In today's data-driven world, businesses rely on analytics to make informed decisions. However, the process of transforming raw data into actionable insights can be complex and time-consuming. Enter dbt (Data Build Tool), a powerful analytics engineering tool that simplifies data transformation workflows and empowers data teams to build robust, maintainable data pipelines.
What is dbt?
dbt is an open-source tool that enables data analysts and engineers to transform data within their data warehouse more effectively. It allows users to write SQL queries to perform transformations and manage data models in a structured and scalable manner. dbt acts as a layer on top of your cloud data warehouse (such as Snowflake, BigQuery, Redshift, or Databricks) and facilitates modular, version-controlled, and testable transformations.
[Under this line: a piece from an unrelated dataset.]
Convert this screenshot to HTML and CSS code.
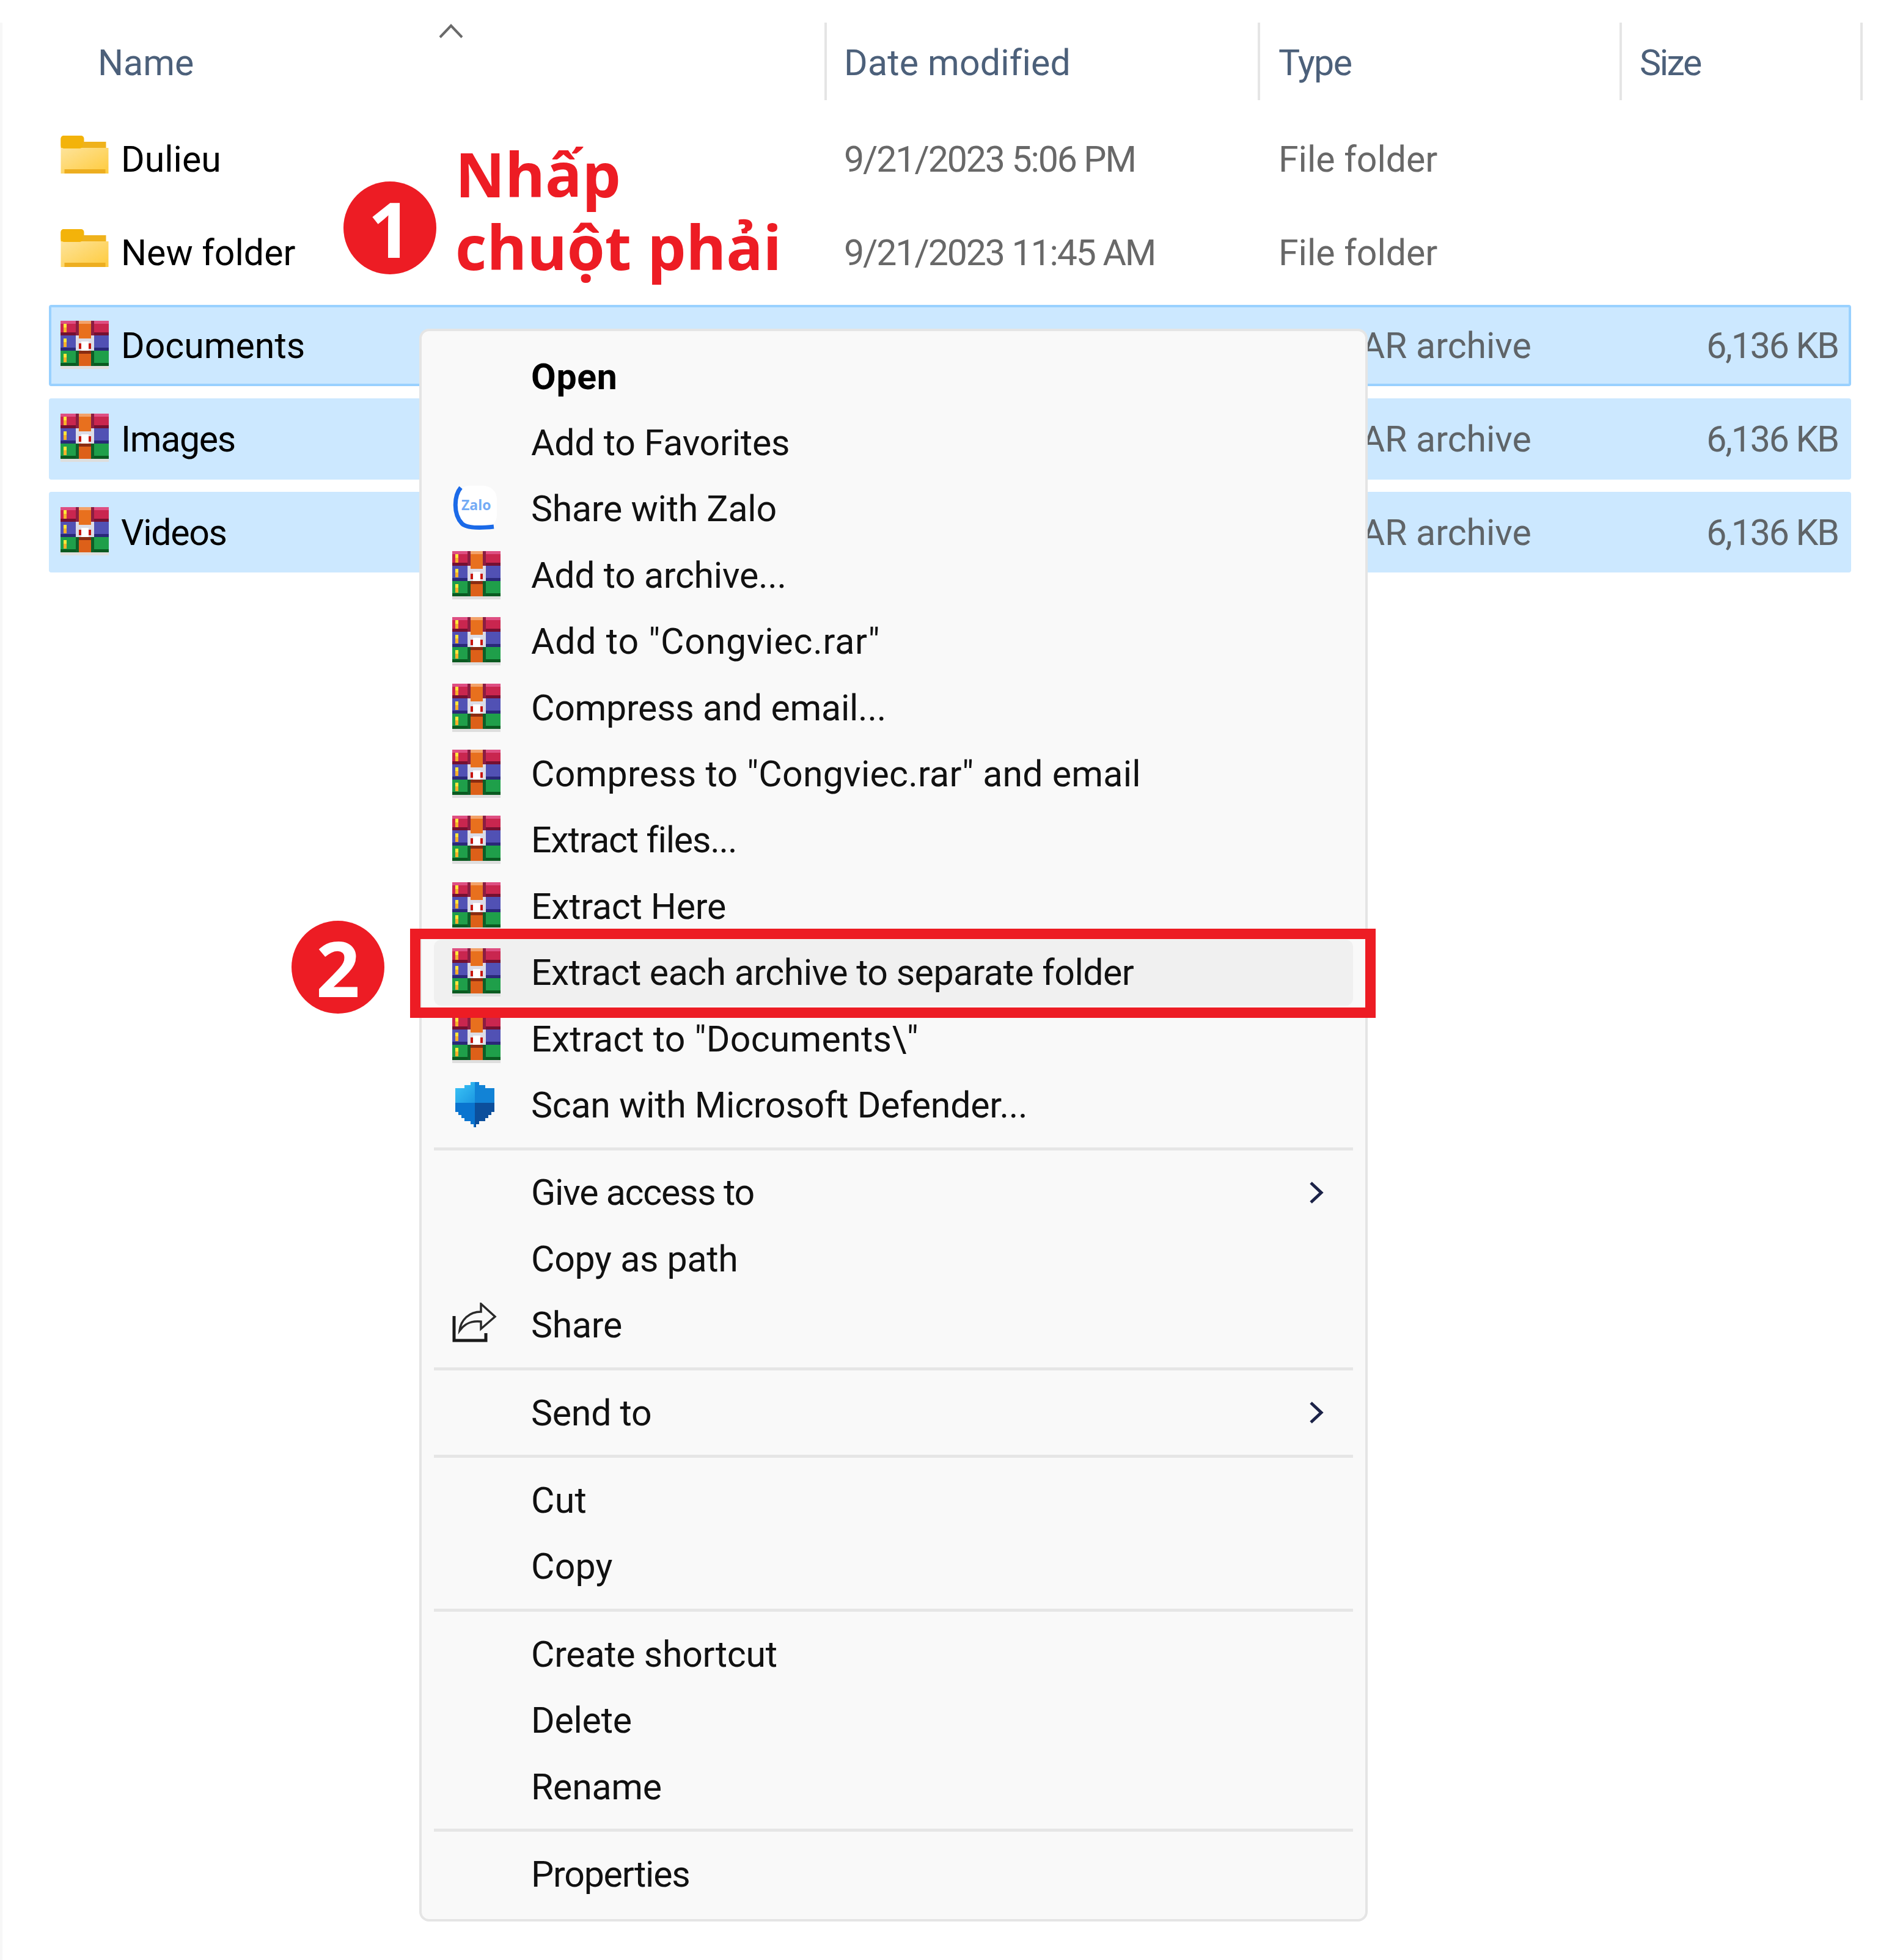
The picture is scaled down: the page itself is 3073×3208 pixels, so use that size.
FILE: index.html
```html
<!DOCTYPE html>
<html lang="vi">
<head>
<meta charset="utf-8">
<title>Extract each archive</title>
<link rel="stylesheet" href="styles.css">
</head>
<body>
<svg class="defs" aria-hidden="true">
  <defs>
    <linearGradient id="fold" x1="0" y1="0" x2="1" y2="1">
      <stop offset="0" stop-color="#fde39a"/>
      <stop offset="1" stop-color="#ffcb3c"/>
    </linearGradient>
    <linearGradient id="shieldTop" x1="0" y1="0" x2="1" y2="1">
      <stop offset="0" stop-color="#3cc6f7"/>
      <stop offset="1" stop-color="#1c98e2"/>
    </linearGradient>
    <symbol id="folder" viewBox="0 0 78 64">
      <rect x="0" y="0" width="38" height="24" rx="5" fill="#f3b30a"/>
      <rect x="30" y="10" width="44" height="12" fill="#efb21c"/>
      <rect x="0" y="20" width="78" height="42" fill="url(#fold)"/>
      <rect x="0" y="0" width="36" height="21" rx="5" fill="#f3b30a"/>
      <rect x="6" y="55" width="67" height="7" fill="#edae20"/>
    </symbol>
    <symbol id="rar" viewBox="0 0 79 79">
      <g shape-rendering="crispEdges">
        <rect y="74" width="79" height="5" fill="#dedede"/>
        <rect width="79" height="5" fill="#de4f82"/>
        <rect y="5" width="79" height="14" fill="#c9264f"/>
        <rect y="19" width="79" height="5" fill="#741030"/>
        <rect y="24" width="79" height="20" fill="#5151b4"/>
        <rect y="44" width="79" height="5" fill="#2a2878"/>
        <rect y="49" width="79" height="20" fill="#1f9f4a"/>
        <rect y="69" width="79" height="5" fill="#0a5a20"/>
        <rect x="25" width="30" height="24" fill="#8b1d42"/>
        <rect x="25" y="49" width="30" height="25" fill="#0e5e28"/>
        <rect x="30" width="20" height="5" fill="#f3a26a"/>
        <rect x="30" y="5" width="20" height="24" fill="#e8701e"/>
        <rect x="30" y="54" width="20" height="20" fill="#dd6019"/>
        <rect x="25" y="24" width="5" height="25" fill="#dcdce6"/>
        <rect x="50" y="24" width="5" height="25" fill="#dcdce6"/>
        <rect x="30" y="29" width="20" height="20" fill="#dcdce6"/>
        <rect x="30" y="37" width="4" height="9" fill="#c8160e"/>
        <rect x="46" y="37" width="4" height="9" fill="#c8160e"/>
        <rect x="34" y="34" width="12" height="15" fill="#ffffff"/>
        <rect x="30" y="49" width="20" height="5" fill="#8a2c12"/>
        <rect x="5" y="5" width="5" height="6" fill="#ffe83a"/>
        <rect x="5" y="11" width="5" height="8" fill="#f7b02a"/>
        <rect x="5" y="29" width="5" height="6" fill="#ffe83a"/>
        <rect x="5" y="35" width="5" height="8" fill="#f7b02a"/>
        <rect x="5" y="54" width="5" height="6" fill="#ffe83a"/>
        <rect x="5" y="60" width="5" height="8" fill="#f7b02a"/>
      </g>
    </symbol>
  </defs>
</svg>

<main class="window">
  <header class="head">
    <div class="head-cell head-name">Name<span class="sort"><svg class="sort-icon" viewBox="0 0 40 25"><path d="M2 23 20 4 38 23"/></svg></span></div>
    <div class="head-cell head-date">Date modified</div>
    <div class="head-cell head-type">Type</div>
    <div class="head-cell head-size">Size</div>
  </header>

  <section class="rows">
    <div class="row">
      <div class="name"><svg class="file-icon folder-icon"><use href="#folder"/></svg>Dulieu</div>
      <div class="meta nums">9/21/2023 5:06 PM</div>
      <div class="meta">File folder</div>
      <div class="size"></div>
    </div>
    <div class="row">
      <div class="name"><svg class="file-icon folder-icon"><use href="#folder"/></svg>New folder</div>
      <div class="meta nums">9/21/2023 11:45 AM</div>
      <div class="meta">File folder</div>
      <div class="size"></div>
    </div>
    <div class="row selected focused">
      <div class="name"><svg class="file-icon"><use href="#rar"/></svg>Documents</div>
      <div class="meta"></div>
      <div class="meta">WinRAR archive</div>
      <div class="size nums">6,136 KB</div>
    </div>
    <div class="row selected">
      <div class="name narrow"><svg class="file-icon"><use href="#rar"/></svg>Images</div>
      <div class="meta"></div>
      <div class="meta">WinRAR archive</div>
      <div class="size nums">6,136 KB</div>
    </div>
    <div class="row selected">
      <div class="name narrow"><svg class="file-icon"><use href="#rar"/></svg>Videos</div>
      <div class="meta"></div>
      <div class="meta">WinRAR archive</div>
      <div class="size nums">6,136 KB</div>
    </div>
  </section>
</main>

<nav class="menu">
  <div class="item strong"><span class="slot"></span>Open</div>
  <div class="item"><span class="slot"></span>Add to Favorites</div>
  <div class="item"><span class="slot"><svg class="zalo" viewBox="0 0 73 75"><rect x="6" y="0" width="67" height="70" rx="22" fill="#ffffff"/><path class="zalo-arc" d="M14 3C3 16 1 46 16 62 22 68 40 70 68 67"/><text class="zalo-text" x="15" y="40">Zalo</text></svg></span>Share with Zalo</div>
  <div class="item"><span class="slot"><svg class="menu-rar"><use href="#rar"/></svg></span>Add to archive...</div>
  <div class="item wider"><span class="slot"><svg class="menu-rar"><use href="#rar"/></svg></span>Add to "Congviec.rar"</div>
  <div class="item"><span class="slot"><svg class="menu-rar"><use href="#rar"/></svg></span>Compress and email...</div>
  <div class="item wide"><span class="slot"><svg class="menu-rar"><use href="#rar"/></svg></span>Compress to "Congviec.rar" and email</div>
  <div class="item tighter"><span class="slot"><svg class="menu-rar"><use href="#rar"/></svg></span>Extract files...</div>
  <div class="item"><span class="slot"><svg class="menu-rar"><use href="#rar"/></svg></span>Extract Here</div>
  <div class="item hover tight"><span class="slot"><svg class="menu-rar"><use href="#rar"/></svg></span>Extract each archive to separate folder</div>
  <div class="item wide"><span class="slot"><svg class="menu-rar"><use href="#rar"/></svg></span>Extract to "Documents\"</div>
  <div class="item"><span class="slot"><svg class="shield" viewBox="0 0 64 74" shape-rendering="crispEdges">
    <path fill="url(#shieldTop)" d="M25 0H32V34H0V10H15V5H25Z"/>
    <path fill="#1283d6" d="M32 0H39V5H49V10H64V34H32Z"/>
    <path fill="#0a74cf" d="M0 34H32V74H30V69H25V64H15V59H10V54H5V49H0Z"/>
    <path fill="#0c4f9c" d="M32 34H64V49H59V54H54V59H49V64H39V69H34V74H32Z"/>
  </svg></span>Scan with Microsoft Defender...</div>
  <div class="sep"></div>
  <div class="item tighter"><span class="slot"></span>Give access to<svg class="sub" viewBox="0 0 24 36"><path d="M3 2 20 18 3 34"/></svg></div>
  <div class="item"><span class="slot"></span>Copy as path</div>
  <div class="item"><span class="slot"><svg class="share" viewBox="0 0 73 66"><path class="share-tray" d="M3 22V62H55V50"/><path d="M47 2 70 23 47 43V31C30 29 20 35 12 46 14 28 28 15 47 15Z"/></svg></span>Share</div>
  <div class="sep"></div>
  <div class="item"><span class="slot"></span>Send to<svg class="sub" viewBox="0 0 24 36"><path d="M3 2 20 18 3 34"/></svg></div>
  <div class="sep"></div>
  <div class="item wide"><span class="slot"></span>Cut</div>
  <div class="item wide"><span class="slot"></span>Copy</div>
  <div class="sep"></div>
  <div class="item"><span class="slot"></span>Create shortcut</div>
  <div class="item"><span class="slot"></span>Delete</div>
  <div class="item"><span class="slot"></span>Rename</div>
  <div class="sep"></div>
  <div class="item tighter"><span class="slot"></span>Properties</div>
</nav>

<div class="callout">Nhấp<br>chuột phải</div>
<div class="badge badge-one">1</div>
<div class="badge badge-two">2</div>
<div class="mark"></div>
</body>
</html>
```

FILE: styles.css
```css
* { box-sizing: border-box; }

html, body {
  margin: 0;
  padding: 0;
  background: #ffffff;
}

body {
  position: relative;
  width: 3073px;
  height: 3208px;
  overflow: hidden;
  font-family: Roboto, "Liberation Sans", sans-serif;
  font-size: 59px;
  color: #000000;
}

.defs {
  position: absolute;
  width: 0;
  height: 0;
}

.window {
  height: 3171px;
  margin-top: 37px;
  padding-left: 76px;
  border-left: 4px solid #f7f7f7;
}

/* column header */
.head {
  display: grid;
  grid-template-columns: 1273px 709px 592px 394px;
  width: 2968px;
  height: 127px;
  margin-bottom: 30px;
  color: #4c607a;
}

.head-cell {
  display: flex;
  align-items: center;
  padding-top: 4px;
  border-right: 4px solid #e5e5e5;
}

.head-name {
  position: relative;
  padding-left: 80px;
}

.head-date { padding-left: 28px; letter-spacing: 0.2px; }
.head-type { padding-left: 30px; letter-spacing: -1.5px; }
.head-size { padding-left: 29px; letter-spacing: -2.4px; }

.sort {
  position: absolute;
  left: 638px;
  top: 1px;
  width: 40px;
  height: 25px;
}

.sort-icon {
  display: block;
  width: 40px;
  height: 25px;
  fill: none;
  stroke: #6a6a6a;
  stroke-width: 4;
}

/* file rows */
.rows {
  display: flex;
  flex-direction: column;
  gap: 20px;
}

.row {
  display: grid;
  grid-template-columns: 1282px 711px 1fr auto;
  align-items: center;
  width: 2949px;
  height: 132.7px;
  padding: 0 17px 0 15px;
  border: 4px solid transparent;
  border-radius: 4px;
  color: #686868;
}

.selected {
  background: #cce8ff;
  border-color: #cce8ff;
  color: #5f6468;
}

.focused { border-color: #99d1ff; }

.name {
  display: flex;
  align-items: center;
  gap: 20px;
  color: #000000;
}

.narrow { letter-spacing: -1.3px; }
.nums { letter-spacing: -2.1px; }

.file-icon {
  display: block;
  width: 79px;
  height: 79px;
  margin-bottom: 3px;
}

.folder-icon { height: 64px; margin-bottom: 12px; }

.size { text-align: right; }

/* context menu */
.menu {
  position: absolute;
  left: 686px;
  top: 538px;
  width: 1552px;
  height: 2607px;
  padding: 20px;
  background: #f9f9f9;
  border: 4px solid #e5e5e5;
  border-radius: 16px;
  color: #111111;
}

.item {
  display: flex;
  align-items: center;
  height: 108.4px;
  padding-left: 30px;
  border-radius: 12px;
  letter-spacing: -0.25px;
}

.strong { font-weight: 700; letter-spacing: 0.7px; color: #000000; }
.hover { background: #f0f0f0; }
.wider { letter-spacing: 0.8px; }
.wide { letter-spacing: 0.25px; }
.tight { letter-spacing: -0.5px; }
.tighter { letter-spacing: -1.2px; }

.slot {
  display: flex;
  align-items: center;
  width: 129px;
  height: 100%;
  flex: none;
}

.menu-rar { display: block; width: 79px; height: 79px; }
.zalo { display: block; width: 73px; height: 75px; }
.shield { display: block; width: 64px; height: 74px; margin-left: 5px; }
.zalo-arc { fill: none; stroke: #1b6ae8; stroke-width: 7; }
.zalo-text {
  font-family: "Open Sans", sans-serif;
  font-size: 23px;
  font-weight: 700;
  letter-spacing: 0;
  fill: #74abf5;
}

.share {
  display: block;
  width: 73px;
  height: 66px;
  margin-bottom: 8px;
  fill: none;
  stroke: #2a2a2a;
  stroke-width: 3.5;
}

.share-tray { stroke: #1a1a1a; stroke-width: 5; }

.sub {
  width: 24px;
  height: 36px;
  margin-left: auto;
  margin-right: 48px;
  fill: none;
  stroke: #1c2348;
  stroke-width: 5;
}

.sep {
  height: 5px;
  margin: 15px 0;
  background: #e6e6e6;
}

/* annotations */
.callout {
  position: absolute;
  left: 745px;
  top: 225px;
  font-family: "Open Sans", sans-serif;
  font-size: 100px;
  font-weight: 700;
  line-height: 119px;
  color: #ed1c24;
  white-space: nowrap;
}

.badge {
  position: absolute;
  display: flex;
  align-items: center;
  justify-content: center;
  width: 152px;
  height: 152px;
  border-radius: 50%;
  background: #ed1c24;
  color: #ffffff;
  font-family: "Open Sans", sans-serif;
  font-size: 126px;
  font-weight: 700;
  line-height: 1;
}

.badge-one { left: 562px; top: 297px; }
.badge-two { left: 477px; top: 1507px; }

.mark {
  position: absolute;
  left: 671px;
  top: 1520px;
  width: 1580px;
  height: 146px;
  border: 17px solid #ed1c24;
}
```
Unlike traditional ETL (Extract, Transform, Load) processes, dbt focuses on the T (Transform) step, assuming that the data is already loaded into the warehouse. This approach allows data teams to write, test, and document their transformations using software engineering best practices.
Key Features of dbt
- SQL-First Approach
- dbt enables analysts to define transformations using SQL, which is widely understood and accessible.
- It promotes code reuse and modularity through SQL-based models.
- Version Control and Collaboration
- dbt integrates with Git, allowing teams to collaborate effectively, track changes, and manage data models like software code.
3. Automated Testing
- dbt includes built-in testing capabilities to validate data quality by checking for nulls, uniqueness, referential integrity, and more.
4. Documentation Generation
- dbt automatically generates documentation based on SQL code and metadata, making it easier to maintain transparency and knowledge sharing across teams.
5. Incremental Processing
- dbt supports incremental models that process only new or changed data, improving performance and efficiency.
6. Orchestration and Dependencies
- dbt builds a dependency graph to execute transformations in the correct order and visualize data lineage.
Benefits of Using dbt
- Faster Development Cycles: dbt's modular approach enables teams to iterate and deploy transformations quickly.
- Improved Data Quality: Built-in testing and validation help catch issues early in the pipeline.
- Scalability: dbt's lightweight, SQL-based approach scales well with cloud-based data warehouses.
- Better Collaboration: Version control and documentation features make it easier for cross-functional teams to work together.